* Given request
Output the full listing below exactly as it reads, and skip anything that is a picture.

#### Dataset entries

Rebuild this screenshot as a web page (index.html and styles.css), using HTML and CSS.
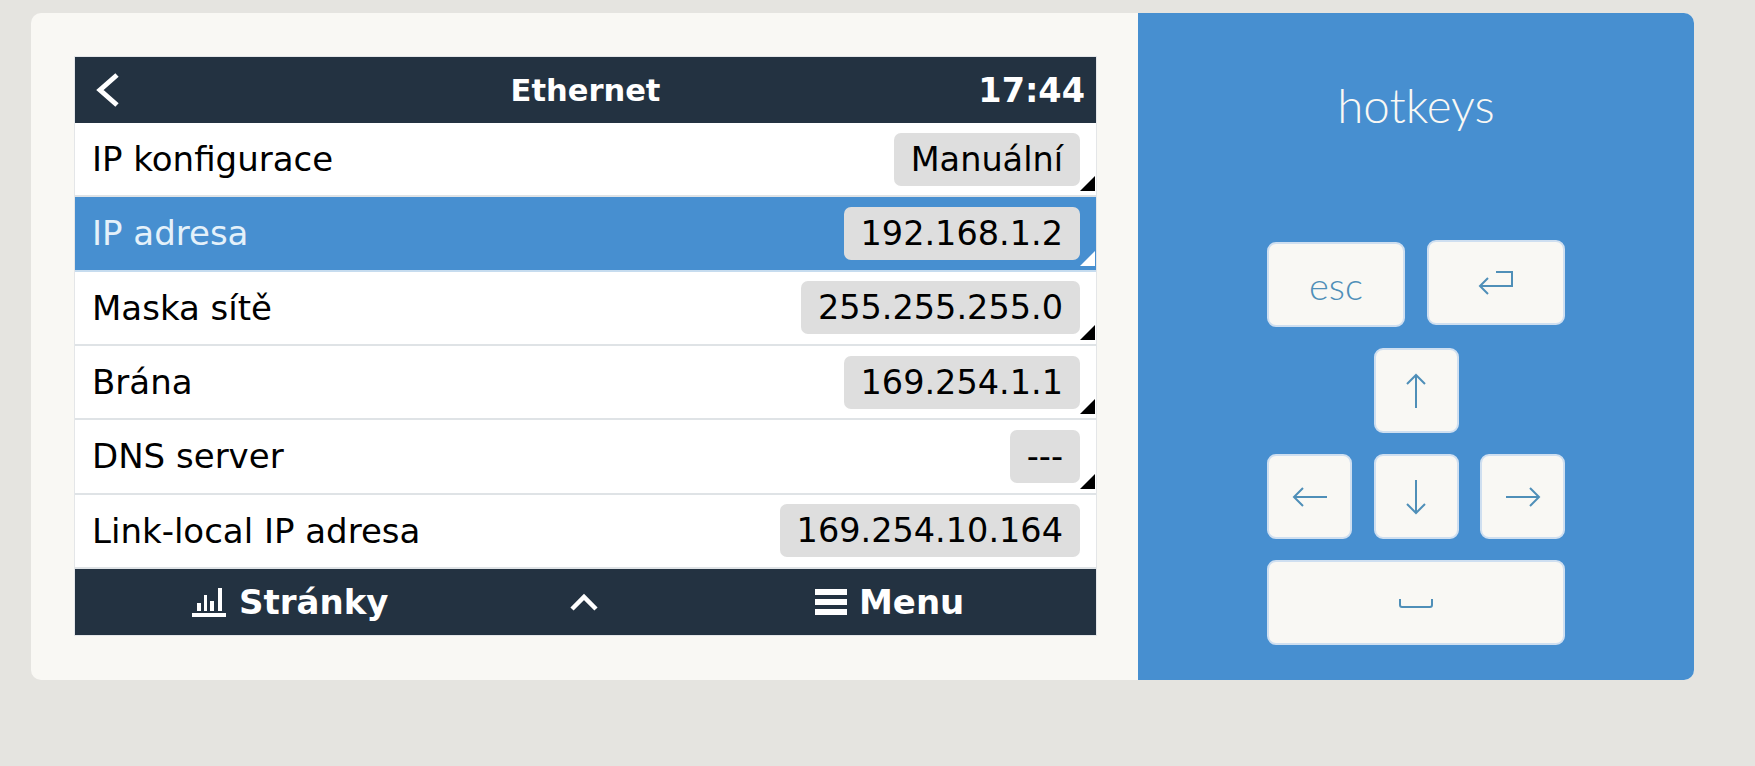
FILE: index.html
```html
<!DOCTYPE html>
<html>
<head>
  <title>Ethernet</title>
  <link rel="stylesheet" href="styles.css">
</head>
<body>
  <div class="panel">
    <div class="display">
      <div class="screen">
        <div class="top-bar">
          <svg class="back" width="26" height="36" viewBox="0 0 26 36"><path d="M23 3 L6 18 L23 33" fill="none" stroke="#fff" stroke-width="5"/></svg>
          <span class="title">Ethernet</span>
          <span class="clock">17:44</span>
        </div>
        <div class="rows">
          <div class="row"><span>IP konfigurace</span><span class="value">Manuální</span><i class="corner"></i></div>
          <div class="row selected"><span>IP adresa</span><span class="value">192.168.1.2</span><i class="corner"></i></div>
          <div class="row"><span>Maska sítě</span><span class="value">255.255.255.0</span><i class="corner"></i></div>
          <div class="row"><span>Brána</span><span class="value">169.254.1.1</span><i class="corner"></i></div>
          <div class="row"><span>DNS server</span><span class="value">---</span><i class="corner"></i></div>
          <div class="row"><span>Link-local IP adresa</span><span class="value">169.254.10.164</span></div>
        </div>
        <div class="bottom-bar">
          <div class="bottom-item pages">
            <svg width="34" height="29" viewBox="0 0 34 29"><path d="M0 27 H34" stroke="#fff" stroke-width="4"/><path d="M5 15 h4 v8 h-4 z M12 7 h3 v16 h-3 z M18 13 h4 v10 h-4 z M26 0 h4 v23 h-4 z" fill="#fff"/></svg>
            <span>Stránky</span>
          </div>
          <svg class="chevron" width="30" height="20" viewBox="0 0 30 20"><path d="M3 17 L15 5 L27 17" fill="none" stroke="#fff" stroke-width="4.500"/></svg>
          <div class="bottom-item menu">
            <svg width="32" height="26" viewBox="0 0 32 26"><path d="M0 0 H32 V6 H0 Z M0 10 H32 V16 H0 Z M0 20 H32 V26 H0 Z" fill="#fff"/></svg>
            <span>Menu</span>
          </div>
        </div>
      </div>
    </div>
    <div class="hotkeys">
      <div class="hotkeys-title">hotkeys</div>
      <div class="keys">
        <div class="key-row">
          <div class="key wide esc">esc</div>
          <div class="key wide">
            <svg width="36" height="26" viewBox="0 0 36 26"><path d="M18 2 H34 V16 H2 M10 8 L2 16 L10 24" fill="none" stroke="#4f8fb8" stroke-width="2"/></svg>
          </div>
        </div>
        <div class="key-row center">
          <div class="key">
            <svg width="20" height="36" viewBox="0 0 20 36"><path d="M10 35 V2 M1 11 L10 2 L19 11" fill="none" stroke="#4f8fb8" stroke-width="2"/></svg>
          </div>
        </div>
        <div class="key-row">
          <div class="key">
            <svg width="36" height="20" viewBox="0 0 36 20"><path d="M35 10 H2 M11 1 L2 10 L11 19" fill="none" stroke="#4f8fb8" stroke-width="2"/></svg>
          </div>
          <div class="key">
            <svg width="20" height="36" viewBox="0 0 20 36"><path d="M10 1 V34 M1 25 L10 34 L19 25" fill="none" stroke="#4f8fb8" stroke-width="2"/></svg>
          </div>
          <div class="key">
            <svg width="36" height="20" viewBox="0 0 36 20"><path d="M1 10 H34 M25 1 L34 10 L25 19" fill="none" stroke="#4f8fb8" stroke-width="2"/></svg>
          </div>
        </div>
        <div class="key-row">
          <div class="key space">
            <svg width="34" height="10" viewBox="0 0 34 10"><path d="M1 1 V7 Q1 9 3 9 H31 Q33 9 33 7 V1" fill="none" stroke="#4f8fb8" stroke-width="2"/></svg>
          </div>
        </div>
      </div>
    </div>
  </div>
</body>
</html>
```

FILE: styles.css
```css
html, body {
  height: 100%;
}
body {
  margin: 0;
  padding: 13px 0 0 31px;
  box-sizing: border-box;
  background-color: #e5e4e0;
  font-family: "DejaVu Sans", sans-serif;
  overflow: hidden;
}
.panel {
  display: flex;
  width: 1663px;
  height: 667px;
  border-radius: 10px;
  overflow: hidden;
  background-color: #f9f8f4;
}
.display {
  width: 1107px;
  padding: 44px 0 0 44px;
  box-sizing: border-box;
}
.screen {
  width: 1021px;
  height: 578px;
  display: flex;
  flex-direction: column;
  background: #fff;
  box-shadow: 0 0 0 1px #e4e6e8;
}
.top-bar {
  height: 66px;
  display: flex;
  align-items: center;
  position: relative;
  background-color: #233241;
  color: #fff;
  font-weight: bold;
}
.back {
  margin-left: 19px;
}
.title {
  position: absolute;
  left: 0;
  right: 0;
  text-align: center;
  font-size: 30.500px;
}
.clock {
  position: absolute;
  right: 11px;
  font-size: 33.500px;
}
.rows {
  flex: 1;
  display: grid;
  grid-template-rows: repeat(6, 1fr);
}
.row {
  position: relative;
  display: flex;
  align-items: center;
  justify-content: space-between;
  padding: 0 16px 0 17px;
  border-bottom: 2px solid #dfe3e6;
  font-size: 34px;
  color: #000;
}
.row.selected {
  background-color: #478fd0;
  color: #e4f1fa;
  border-bottom-color: #c6dcef;
}
.value {
  height: 53px;
  line-height: 53px;
  padding: 0 17px;
  border-radius: 7px;
  background-color: #dedede;
  color: #000;
  font-size: 33.500px;
}
.corner {
  position: absolute;
  right: 1px;
  bottom: 4px;
  width: 0;
  height: 0;
  border-left: 15px solid transparent;
  border-bottom: 15px solid #000;
}
.selected .corner {
  border-bottom-color: #fff;
}
.bottom-bar {
  height: 66px;
  display: flex;
  align-items: center;
  position: relative;
  background-color: #233241;
  color: #fff;
  font-weight: bold;
  font-size: 34px;
}
.bottom-item {
  position: absolute;
  display: flex;
  align-items: center;
}
.pages {
  left: 117px;
  gap: 13px;
}
.menu {
  left: 740px;
  gap: 12px;
}
.chevron {
  position: absolute;
  left: 494px;
}
.hotkeys {
  flex: 1;
  background-color: #478fd0;
}
.hotkeys-title {
  margin-top: 62px;
  height: 60px;
  line-height: 60px;
  text-align: center;
  font-family: Lato, sans-serif;
  font-weight: 300;
  font-size: 47.500px;
  color: #f9f8f4;
}
.keys {
  width: 298px;
  margin: 105px 0 0 129px;
  display: flex;
  flex-direction: column;
  gap: 21px;
}
.key-row {
  display: flex;
  justify-content: space-between;
}
.key-row.center {
  justify-content: center;
}
.key {
  width: 85px;
  height: 85px;
  display: flex;
  align-items: center;
  justify-content: center;
  box-sizing: border-box;
  border: 2px solid #cfdff0;
  border-radius: 9px;
  background-color: #f9f8f4;
}
.key.wide {
  width: 138px;
}
.key.space {
  width: 298px;
}
.esc {
  margin-top: 2px;
  font-family: Lato, sans-serif;
  font-weight: 300;
  font-size: 38px;
  color: #4f8fb8;
}
```
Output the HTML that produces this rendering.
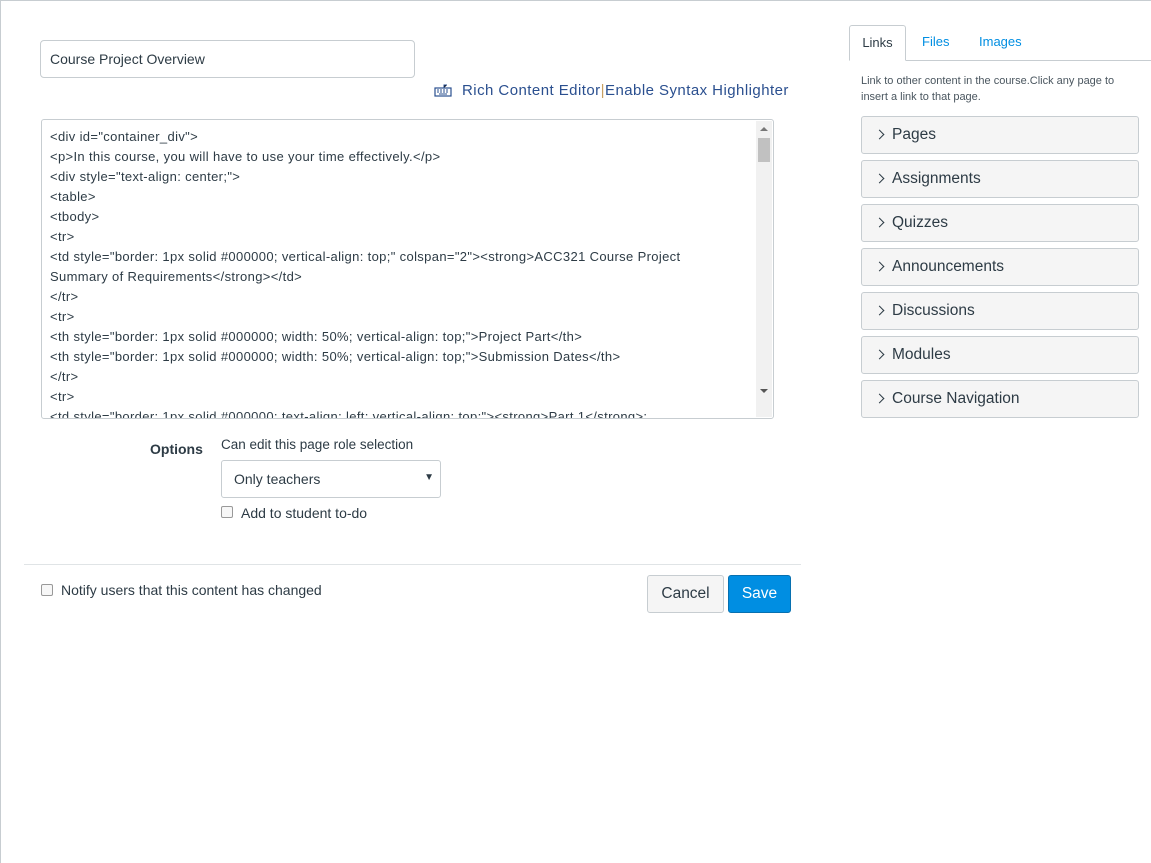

########

* Task result
Rebuild this screenshot as a web page (index.html and styles.css), using HTML and CSS.
FILE: index.html
```html
<!DOCTYPE html>
<html>
<head>
  <title>Ethernet</title>
  <link rel="stylesheet" href="styles.css">
</head>
<body>
  <div class="panel">
    <div class="display">
      <div class="screen">
        <div class="top-bar">
          <svg class="back" width="26" height="36" viewBox="0 0 26 36"><path d="M23 3 L6 18 L23 33" fill="none" stroke="#fff" stroke-width="5"/></svg>
          <span class="title">Ethernet</span>
          <span class="clock">17:44</span>
        </div>
        <div class="rows">
          <div class="row"><span>IP konfigurace</span><span class="value">Manuální</span><i class="corner"></i></div>
          <div class="row selected"><span>IP adresa</span><span class="value">192.168.1.2</span><i class="corner"></i></div>
          <div class="row"><span>Maska sítě</span><span class="value">255.255.255.0</span><i class="corner"></i></div>
          <div class="row"><span>Brána</span><span class="value">169.254.1.1</span><i class="corner"></i></div>
          <div class="row"><span>DNS server</span><span class="value">---</span><i class="corner"></i></div>
          <div class="row"><span>Link-local IP adresa</span><span class="value">169.254.10.164</span></div>
        </div>
        <div class="bottom-bar">
          <div class="bottom-item pages">
            <svg width="34" height="29" viewBox="0 0 34 29"><path d="M0 27 H34" stroke="#fff" stroke-width="4"/><path d="M5 15 h4 v8 h-4 z M12 7 h3 v16 h-3 z M18 13 h4 v10 h-4 z M26 0 h4 v23 h-4 z" fill="#fff"/></svg>
            <span>Stránky</span>
          </div>
          <svg class="chevron" width="30" height="20" viewBox="0 0 30 20"><path d="M3 17 L15 5 L27 17" fill="none" stroke="#fff" stroke-width="4.500"/></svg>
          <div class="bottom-item menu">
            <svg width="32" height="26" viewBox="0 0 32 26"><path d="M0 0 H32 V6 H0 Z M0 10 H32 V16 H0 Z M0 20 H32 V26 H0 Z" fill="#fff"/></svg>
            <span>Menu</span>
          </div>
        </div>
      </div>
    </div>
    <div class="hotkeys">
      <div class="hotkeys-title">hotkeys</div>
      <div class="keys">
        <div class="key-row">
          <div class="key wide esc">esc</div>
          <div class="key wide">
            <svg width="36" height="26" viewBox="0 0 36 26"><path d="M18 2 H34 V16 H2 M10 8 L2 16 L10 24" fill="none" stroke="#4f8fb8" stroke-width="2"/></svg>
          </div>
        </div>
        <div class="key-row center">
          <div class="key">
            <svg width="20" height="36" viewBox="0 0 20 36"><path d="M10 35 V2 M1 11 L10 2 L19 11" fill="none" stroke="#4f8fb8" stroke-width="2"/></svg>
          </div>
        </div>
        <div class="key-row">
          <div class="key">
            <svg width="36" height="20" viewBox="0 0 36 20"><path d="M35 10 H2 M11 1 L2 10 L11 19" fill="none" stroke="#4f8fb8" stroke-width="2"/></svg>
          </div>
          <div class="key">
            <svg width="20" height="36" viewBox="0 0 20 36"><path d="M10 1 V34 M1 25 L10 34 L19 25" fill="none" stroke="#4f8fb8" stroke-width="2"/></svg>
          </div>
          <div class="key">
            <svg width="36" height="20" viewBox="0 0 36 20"><path d="M1 10 H34 M25 1 L34 10 L25 19" fill="none" stroke="#4f8fb8" stroke-width="2"/></svg>
          </div>
        </div>
        <div class="key-row">
          <div class="key space">
            <svg width="34" height="10" viewBox="0 0 34 10"><path d="M1 1 V7 Q1 9 3 9 H31 Q33 9 33 7 V1" fill="none" stroke="#4f8fb8" stroke-width="2"/></svg>
          </div>
        </div>
      </div>
    </div>
  </div>
</body>
</html>
```

FILE: styles.css
```css
html, body {
  height: 100%;
}
body {
  margin: 0;
  padding: 13px 0 0 31px;
  box-sizing: border-box;
  background-color: #e5e4e0;
  font-family: "DejaVu Sans", sans-serif;
  overflow: hidden;
}
.panel {
  display: flex;
  width: 1663px;
  height: 667px;
  border-radius: 10px;
  overflow: hidden;
  background-color: #f9f8f4;
}
.display {
  width: 1107px;
  padding: 44px 0 0 44px;
  box-sizing: border-box;
}
.screen {
  width: 1021px;
  height: 578px;
  display: flex;
  flex-direction: column;
  background: #fff;
  box-shadow: 0 0 0 1px #e4e6e8;
}
.top-bar {
  height: 66px;
  display: flex;
  align-items: center;
  position: relative;
  background-color: #233241;
  color: #fff;
  font-weight: bold;
}
.back {
  margin-left: 19px;
}
.title {
  position: absolute;
  left: 0;
  right: 0;
  text-align: center;
  font-size: 30.500px;
}
.clock {
  position: absolute;
  right: 11px;
  font-size: 33.500px;
}
.rows {
  flex: 1;
  display: grid;
  grid-template-rows: repeat(6, 1fr);
}
.row {
  position: relative;
  display: flex;
  align-items: center;
  justify-content: space-between;
  padding: 0 16px 0 17px;
  border-bottom: 2px solid #dfe3e6;
  font-size: 34px;
  color: #000;
}
.row.selected {
  background-color: #478fd0;
  color: #e4f1fa;
  border-bottom-color: #c6dcef;
}
.value {
  height: 53px;
  line-height: 53px;
  padding: 0 17px;
  border-radius: 7px;
  background-color: #dedede;
  color: #000;
  font-size: 33.500px;
}
.corner {
  position: absolute;
  right: 1px;
  bottom: 4px;
  width: 0;
  height: 0;
  border-left: 15px solid transparent;
  border-bottom: 15px solid #000;
}
.selected .corner {
  border-bottom-color: #fff;
}
.bottom-bar {
  height: 66px;
  display: flex;
  align-items: center;
  position: relative;
  background-color: #233241;
  color: #fff;
  font-weight: bold;
  font-size: 34px;
}
.bottom-item {
  position: absolute;
  display: flex;
  align-items: center;
}
.pages {
  left: 117px;
  gap: 13px;
}
.menu {
  left: 740px;
  gap: 12px;
}
.chevron {
  position: absolute;
  left: 494px;
}
.hotkeys {
  flex: 1;
  background-color: #478fd0;
}
.hotkeys-title {
  margin-top: 62px;
  height: 60px;
  line-height: 60px;
  text-align: center;
  font-family: Lato, sans-serif;
  font-weight: 300;
  font-size: 47.500px;
  color: #f9f8f4;
}
.keys {
  width: 298px;
  margin: 105px 0 0 129px;
  display: flex;
  flex-direction: column;
  gap: 21px;
}
.key-row {
  display: flex;
  justify-content: space-between;
}
.key-row.center {
  justify-content: center;
}
.key {
  width: 85px;
  height: 85px;
  display: flex;
  align-items: center;
  justify-content: center;
  box-sizing: border-box;
  border: 2px solid #cfdff0;
  border-radius: 9px;
  background-color: #f9f8f4;
}
.key.wide {
  width: 138px;
}
.key.space {
  width: 298px;
}
.esc {
  margin-top: 2px;
  font-family: Lato, sans-serif;
  font-weight: 300;
  font-size: 38px;
  color: #4f8fb8;
}
```
Output the HTML that produces this rendering.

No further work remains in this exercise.